La progression de l’IR 32
Dans le secteur, l’attaque la plus dangereuse va être lancée par deux bataillons de l’IR 32 (24. Infanterie-Division) sur les positions du III/51e RI tenant le bois de la Grande Côte. Les deux bataillons allemands ont été mis à la disposition de la 16. Infanterie-Division par le 6. Armee-Korps en fonction du désastre subit par l’IR 64. L’objectif est de percer les lignes françaises, puis de progresser par la Grange au Mont en bordant la lisière sud du bois du Mont Dieu et finalement joindre les troupes allemandes attaquant à travers le canal des Ardennes. Cette attaque est donc très importante pour la Wehrmacht, puisqu’elle doit aboutir à l’encerclement des forces françaises défendant le bois du Mont Dieu. En cas de réussite, la 3e DIM serait privée d’une moitié de ses effectifs et d’une position de défense restée jusqu’alors inexpugnable.
L’action doit débuter à 13h00, mais le feu nourri de l’artillerie française cloue les hommes de l’IR 32 jusqu’à 15h00. Puis ils s’élancent de leurs bases de départ, dans le bois de la Grande Côte, et progressent vers le Sud, dans la forêt. Ils passent à quelques centaines de mètres de la 10e Cie du III/51e RI défendant la clairière au Nord de la Grange au Mont. Le Français les aperçoivent et ouvrent le feu, accompagnés dans leurs tirs par les hommes de la 9e Cie se trouvant un peu plus au Nord de la 10e. Mais les Allemands, relativement abrités par les arbres et le relief pentu de la zone, continuent d’avancer. Ils atteignent vers 19h00 la route reliant la Grange au Mont aux Grandes Armoises. Cette progression est particulièrement dangereuse pour les Français, car non seulement l’encerclement se dessine, mais en plus les Allemand ne se trouvent plus qu’à 300 mètres du PC du 51e RI et à moins d’un kilomètre de celui du 67e. Mais la nuit commence à tomber. Les Allemands les plus en pointe font partie de la première compagnie du I/32 IR, sous les ordres de l’Oberfeldwebel Starck. A la tête d’une trentaine de fantassins, le sous-officier continue son avance et débouche sur les Grandes Armoises par l’ouest du village. Il compte progresser jusqu’au bois de Fay.

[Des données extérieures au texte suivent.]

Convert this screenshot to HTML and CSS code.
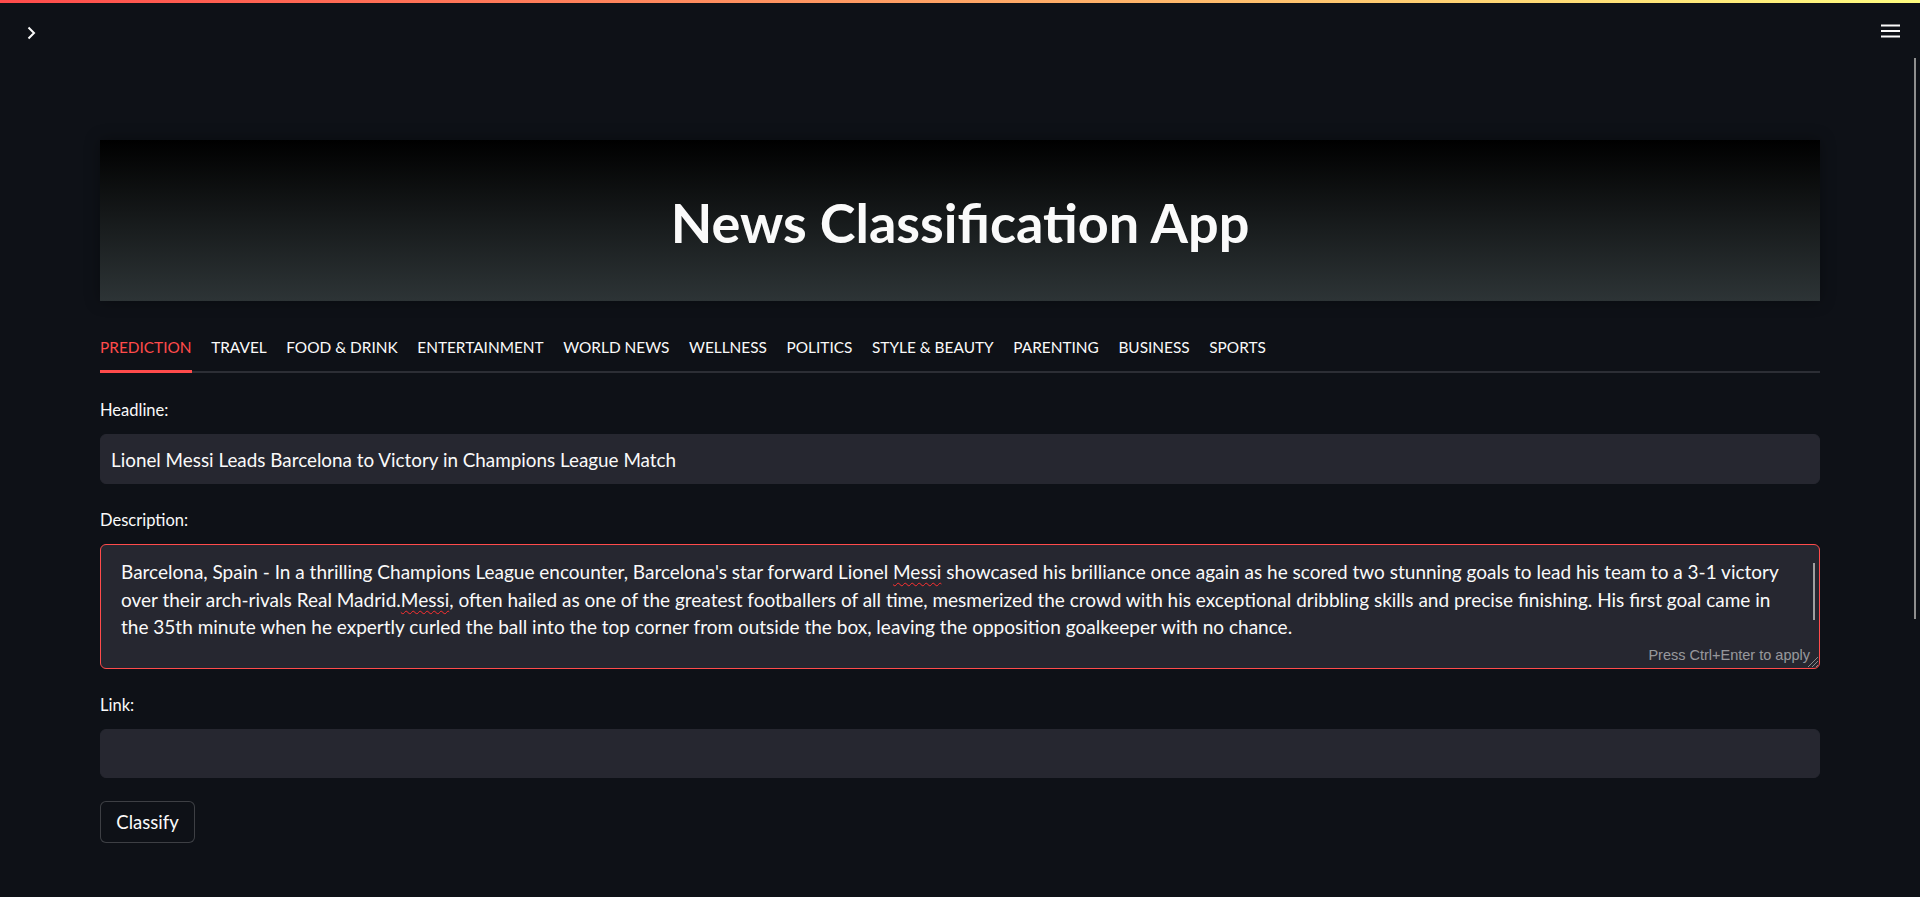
FILE: index.html
```html
<!DOCTYPE html>
<html lang="en">
<head>
<meta charset="utf-8">
<title>News Classification App</title>
<link rel="stylesheet" href="styles.css">
</head>
<body>
<div class="decoration"></div>
<div class="toolbar">
  <button class="icon-btn sidebar-toggle" aria-label="Open sidebar">
    <svg width="12" height="14" viewBox="0 0 12 14"><path d="M2.5 1.5 L8 7 L2.5 12.5" fill="none" stroke="#fafafa" stroke-width="2"/></svg>
  </button>
  <button class="icon-btn menu-btn" aria-label="Main menu">
    <svg width="20" height="14" viewBox="0 0 20 14"><path d="M0 1.5 H19 M0 7 H19 M0 12.5 H19" fill="none" stroke="#fafafa" stroke-width="1.8"/></svg>
  </button>
</div>
<div class="page-scroll"></div>

<main class="main">
  <header class="hero">
    <h1 class="hero-title">News Classification App</h1>
  </header>

  <nav class="tabs">
    <span class="tab active">PREDICTION</span>
    <span class="tab">TRAVEL</span>
    <span class="tab">FOOD &amp; DRINK</span>
    <span class="tab">ENTERTAINMENT</span>
    <span class="tab">WORLD NEWS</span>
    <span class="tab">WELLNESS</span>
    <span class="tab">POLITICS</span>
    <span class="tab">STYLE &amp; BEAUTY</span>
    <span class="tab">PARENTING</span>
    <span class="tab">BUSINESS</span>
    <span class="tab">SPORTS</span>
  </nav>

  <section class="form">
    <div class="field">
      <label class="field-label">Headline:</label>
      <div class="input">Lionel Messi Leads Barcelona to Victory in Champions League Match</div>
    </div>
    <div class="field">
      <label class="field-label">Description:</label>
      <div class="textarea">
        <div class="ta-line">Barcelona, Spain - In a thrilling Champions League encounter, Barcelona's star forward Lionel <span class="spell">Messi</span> showcased his brilliance once again as he scored two stunning goals to lead his team to a 3-1 victory</div>
        <div class="ta-line">over their arch-rivals Real Madrid.<span class="spell">Messi</span>, often hailed as one of the greatest footballers of all time, mesmerized the crowd with his exceptional dribbling skills and precise finishing. His first goal came in</div>
        <div class="ta-line">the 35th minute when he expertly curled the ball into the top corner from outside the box, leaving the opposition goalkeeper with no chance.</div>
        <div class="ta-scroll"></div>
        <div class="ta-hint">Press Ctrl+Enter to apply</div>
        <svg class="ta-grip" width="14" height="14" viewBox="0 0 14 14"><path d="M13 3 L3 13 M13 7 L7 13 M13 11 L11 13" stroke="#8a8a8a" stroke-width="1"/></svg>
      </div>
    </div>
    <div class="field">
      <label class="field-label">Link:</label>
      <div class="input input-link"></div>
    </div>
    <div class="actions">
      <button class="btn">Classify</button>
    </div>
  </section>
</main>
</body>
</html>
```

FILE: styles.css
```css
html, body {
  margin: 0;
  padding: 0;
  overflow: hidden;
}

body {
  background: #0e1117;
  color: #fafafa;
  font-family: Lato, "Source Sans Pro", "Noto Sans", sans-serif;
}

.decoration {
  position: fixed;
  top: 0;
  left: 0;
  right: 0;
  height: 3px;
  background: linear-gradient(90deg, #ff4b4b, #fffd80);
  z-index: 10;
}

.toolbar {
  position: fixed;
  top: 0;
  left: 0;
  right: 0;
  height: 60px;
  z-index: 5;
}

.icon-btn {
  position: absolute;
  background: none;
  border: 0;
  padding: 0;
  display: flex;
}

.sidebar-toggle {
  left: 26px;
  top: 26px;
}

.menu-btn {
  left: 1881px;
  top: 24px;
}

.page-scroll {
  position: fixed;
  left: 1914px;
  top: 58px;
  width: 2px;
  height: 561px;
  background: #8e8e8e;
}

.main {
  padding: 140px 100px 20px 100px;
}

.hero {
  height: 161px;
  background: linear-gradient(180deg, #000000 0%, #2d3436 100%);
  box-shadow: 0 0 14px rgba(0, 0, 0, 0.35);
  display: flex;
  align-items: center;
  justify-content: center;
  padding-top: 4px;
  box-sizing: border-box;
}

.hero-title {
  margin: 0;
  font-size: 54px;
  font-weight: 700;
  color: #fafafa;
  letter-spacing: 0;
}

.tabs {
  margin-top: 21px;
  height: 49px;
  display: flex;
  gap: 19.6px;
  border-bottom: 2px solid #2c2e35;
}

.tab {
  position: relative;
  display: flex;
  align-items: center;
  font-size: 15.4px;
  color: #fafafa;
  white-space: nowrap;
}

.tab.active {
  color: #ff4b4b;
}

.tab.active::after {
  content: "";
  position: absolute;
  left: 0;
  right: 0;
  bottom: -2px;
  height: 3px;
  background: #ff4b4b;
}

.form {
  margin-top: 24px;
  display: flex;
  flex-direction: column;
  gap: 23px;
}

.field {
  display: flex;
  flex-direction: column;
  gap: 11px;
}

.field-label {
  font-size: 16.5px;
  line-height: 26px;
  color: #fafafa;
}

.input {
  height: 50px;
  box-sizing: border-box;
  background: #262730;
  border: 1px solid #262730;
  border-radius: 6px;
  padding: 0 10px;
  display: flex;
  align-items: center;
  font-size: 18.85px;
  color: #fafafa;
  white-space: nowrap;
}

.input-link {
  height: 49px;
}

.textarea {
  position: relative;
  height: 125px;
  box-sizing: border-box;
  background: #262730;
  border: 1px solid #ff4b4b;
  border-radius: 6px;
  padding: 13px 20px;
  font-size: 19px;
  line-height: 27.5px;
  color: #fafafa;
}

.ta-line {
  white-space: nowrap;
}

.spell {
  text-decoration: underline wavy #ff3030;
  text-decoration-thickness: 1px;
  text-underline-offset: 3px;
  text-decoration-skip-ink: none;
}

.ta-scroll {
  position: absolute;
  right: 4px;
  top: 18px;
  width: 2px;
  height: 57px;
  background: #a0a0a0;
}

.ta-hint {
  position: absolute;
  right: 9px;
  bottom: -1px;
  font-family: "Liberation Sans", Arial, sans-serif;
  font-size: 14.5px;
  color: rgba(250, 250, 250, 0.55);
}

.ta-grip {
  position: absolute;
  right: 0;
  bottom: 0;
}

.actions {
  margin-top: 0;
  display: flex;
}

.btn {
  height: 42px;
  width: 95px;
  box-sizing: border-box;
  background: #0e1117;
  border: 1px solid rgba(250, 250, 250, 0.2);
  border-radius: 6px;
  color: #fafafa;
  font-family: Lato, "Source Sans Pro", sans-serif;
  font-size: 18.5px;
  padding: 0;
}
```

Mais dans le bois de Fay, et particulièrement à sa lisière nord, les effectifs français sont bien supérieurs aux Allemands. Il y a, à ce moment, le III/67e RI renforcé par une section de la CDAC et les troupes restantes des I et II/67e RI en plus de ceux du II/91e RI. Repéré, le groupe de Starck est accueilli par un feu violent. Se rendant compte de l’impossibilité d’atteindre son premier objectif, le sous-officier reprend sa progression en changeant de cap et avance vers l’Ouest et la lisière du bois du Mont Dieu. Mais il tombe sur le PC du 67e RI installé à côté de celui de la CDAC du régiment d’infanterie. Les Français sont en alerte à cause de la fusillade qui vient d’avoir lieu. Il s’en suit un échange de tir, mais, maintenant que la nuit est tombée, il est impossible de distinguer quoi que ce soit et il n’y a de perte ni d’un côté ni de l’autre.
Bien conscient d’être au beau milieu de l’ennemi, les 30 Allemands commencent à paniquer. Starck décide donc de repartir d’où il vient et fait sonner le clairon pour regrouper ses hommes. Comme il en témoignera après la guerre :
« C’est la seule fois pendant tout le conflit où j’ai du avoir recours au clairon ! »
Dans le camp français la surprise est de taille. Nul ne pensait voir arriver l’ennemi aussi près des PC régimentaires. Les 30 hommes de Starck avec un peu plus de détermination auraient bien pu capturer les PC des 51e et 67e RI presque sans défenses et totalement déstabiliser les deux régiments français. Mais la progression Allemande est donc finalement repoussée."